Plant-Based Diet May Be Key to Longevity, According to The Blue Zones Solution
Want to be a centenarian? And not just a centenarian, but a healthy, mentally-sound centenarian? A plant-based diet may be the key.
According to author, explorer, speaker and National Geographic Fellow Dan Buettner, some of the world’s longest living people tend to have plant-based diets. His new book, The Blue Zones Solution: The Revolutionary Plan To Eat And Live Your Way To Lifelong Health, highlights health lessons learned from his trips to Greece, Nicaragua and Japan.
In 2012, Buettner set off to study cultures known for longevity (aka Blue Zones)—and find out what they do differently.
“Diet does tend to be the entrance ramp for better health,” he told National Geographic.
On the Greek island of Ikaria, people eat a lot of potatoes, as well as greens, including a local plant called horta.
In Okinawa, Japan, residents eat a lot of sweet potatoes and turmeric, and have the highest per capita consumption of tofu in the world.
People in the Blue Zones also tend to eat a lot of beans prepared in flavorful and creative ways, Buettner reports.

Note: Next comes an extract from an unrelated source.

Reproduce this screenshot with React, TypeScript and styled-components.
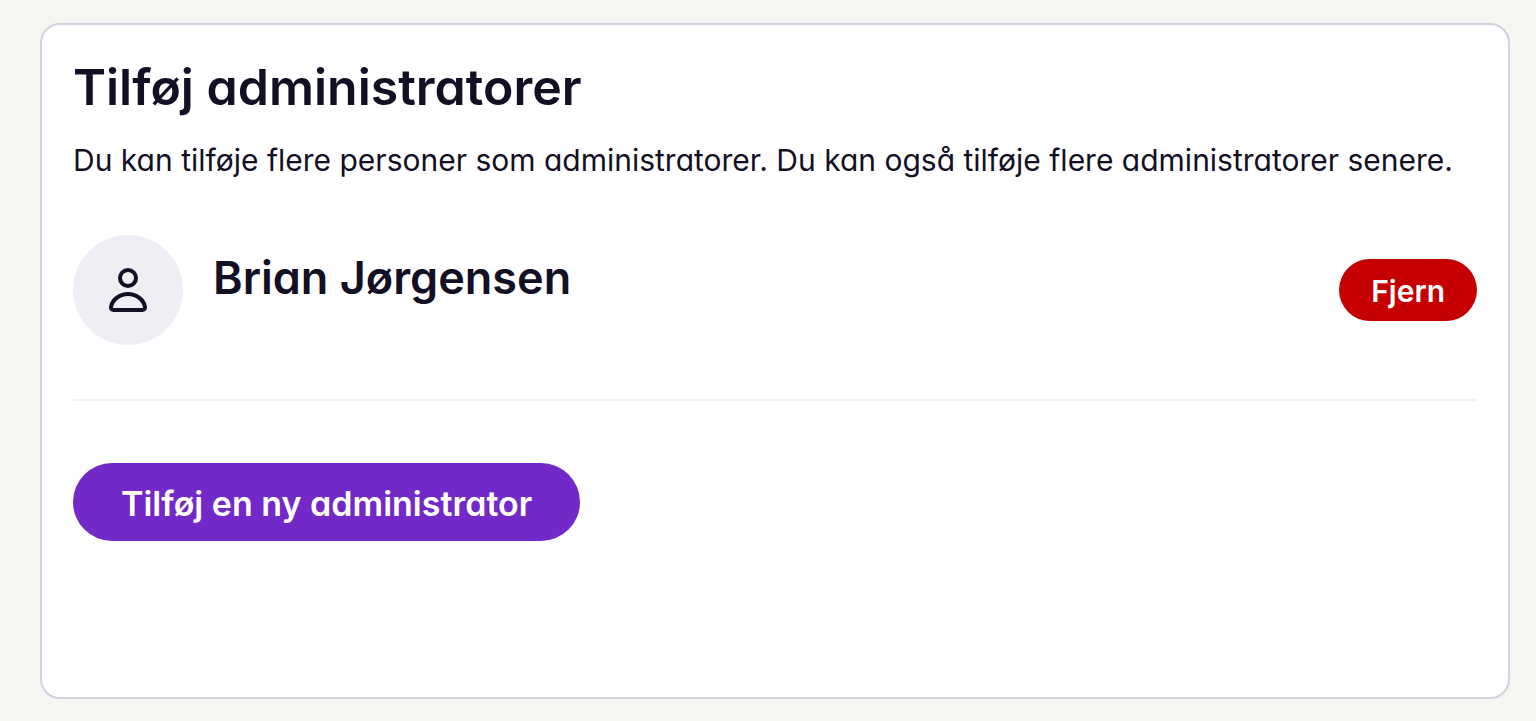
import React from "react";
import styled, { createGlobalStyle } from "styled-components";

const GlobalStyle = createGlobalStyle`
  * { box-sizing: border-box; }
  body {
    margin: 0;
    background: #f5f6f1;
    color: #130f25;
    font-family: Inter, "Liberation Sans", sans-serif;
    /* single-storey "a" */
    font-feature-settings: "cv11" 1;
  }
`;

const Page = styled.main`
  min-height: 100vh;
  padding: 23px 26px 22px 40px;
  display: flex;
`;

const Card = styled.section`
  flex: 1;
  min-width: 0;
  padding: 32px 31px;
  background: #fff;
  border: 2px solid #d2d1df;
  border-radius: 20px;
`;

const Title = styled.h1`
  margin: 0;
  font-size: 50px;
  line-height: 60px;
  font-weight: 600;
`;

const Intro = styled.p`
  margin: 22px 0 0;
  font-size: 30px;
  line-height: 42px;
`;

const AdminList = styled.ul`
  margin: 0;
  padding: 0;
  list-style: none;
`;

const AdminRow = styled.li`
  display: flex;
  align-items: center;
  gap: 30px;
  padding: 54px 0;
  border-bottom: 2px solid #f1f1f5;
`;

const Avatar = styled.span`
  display: flex;
  flex: none;
  align-items: center;
  justify-content: center;
  width: 110px;
  height: 110px;
  border-radius: 50%;
  background: #efeef4;
`;

const AdminName = styled.h2`
  flex: 1;
  margin: 0;
  padding-bottom: 24px;
  font-size: 45px;
  line-height: 56px;
  font-weight: 600;
`;

const Button = styled.button<{ $kind: "primary" | "danger" }>`
  flex: none;
  border: 0;
  border-radius: 40px;
  color: #fff;
  font-family: inherit;
  font-feature-settings: inherit;
  font-weight: 600;
  white-space: nowrap;
  cursor: pointer;
  background: ${(p) => (p.$kind === "primary" ? "#7229c7" : "#c60000")};
  font-size: ${(p) => (p.$kind === "primary" ? 34 : 30)}px;
  height: ${(p) => (p.$kind === "primary" ? 78 : 62)}px;
  padding: 2px ${(p) => (p.$kind === "primary" ? 48 : 32)}px 0;
`;

const Actions = styled.div`
  padding-top: 62px;
`;

function PersonIcon() {
  return (
    <svg width="48" height="48" viewBox="0 0 48 48" fill="none" stroke="#130f25" strokeWidth="4" aria-hidden="true">
      <circle cx="24" cy="12" r="8" />
      <path d="M9.500 44h29a2.500 2.500 0 0 0 2.500-2.700C40.300 34.500 33 28 24 28S7.700 34.500 7 41.300A2.500 2.500 0 0 0 9.500 44z" />
    </svg>
  );
}

export default function App() {
  return (
    <>
      <GlobalStyle />
      <Page>
        <Card>
          <Title>Tilføj administratorer</Title>
          <Intro>Du kan tilføje flere personer som administratorer. Du kan også tilføje flere administratorer senere.</Intro>
          <AdminList>
            <AdminRow>
              <Avatar><PersonIcon /></Avatar>
              <AdminName>Brian Jørgensen</AdminName>
              <Button type="button" $kind="danger">Fjern</Button>
            </AdminRow>
          </AdminList>
          <Actions>
            <Button type="button" $kind="primary">Tilføj en ny administrator</Button>
          </Actions>
        </Card>
      </Page>
    </>
  );
}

To take his findings to the next level, Buettner is helping cities become Blue Zone Certified by adopting the ideas outlined in his work. In Spencer, Iowa, one city manager healed himself from kidney disease by adopting a plant-based diet and other Blue Zone changes, Buetter told National Geographic. In fact, six million people have gotten involved with his efforts.
Buettner has written several other books about the Blue Zone concept, but this is the first to put an emphasis on food.
According to his findings, living a long, healthy life (100+ perhaps?!) is really up to us. Clearly we have more power than modern medicine would lead us to believe.
(As a side note, his findings reveal that sex, naps, wine and good friends are also helpful. Luckily, all of those—if you stick with Barnivore—are also vegan.)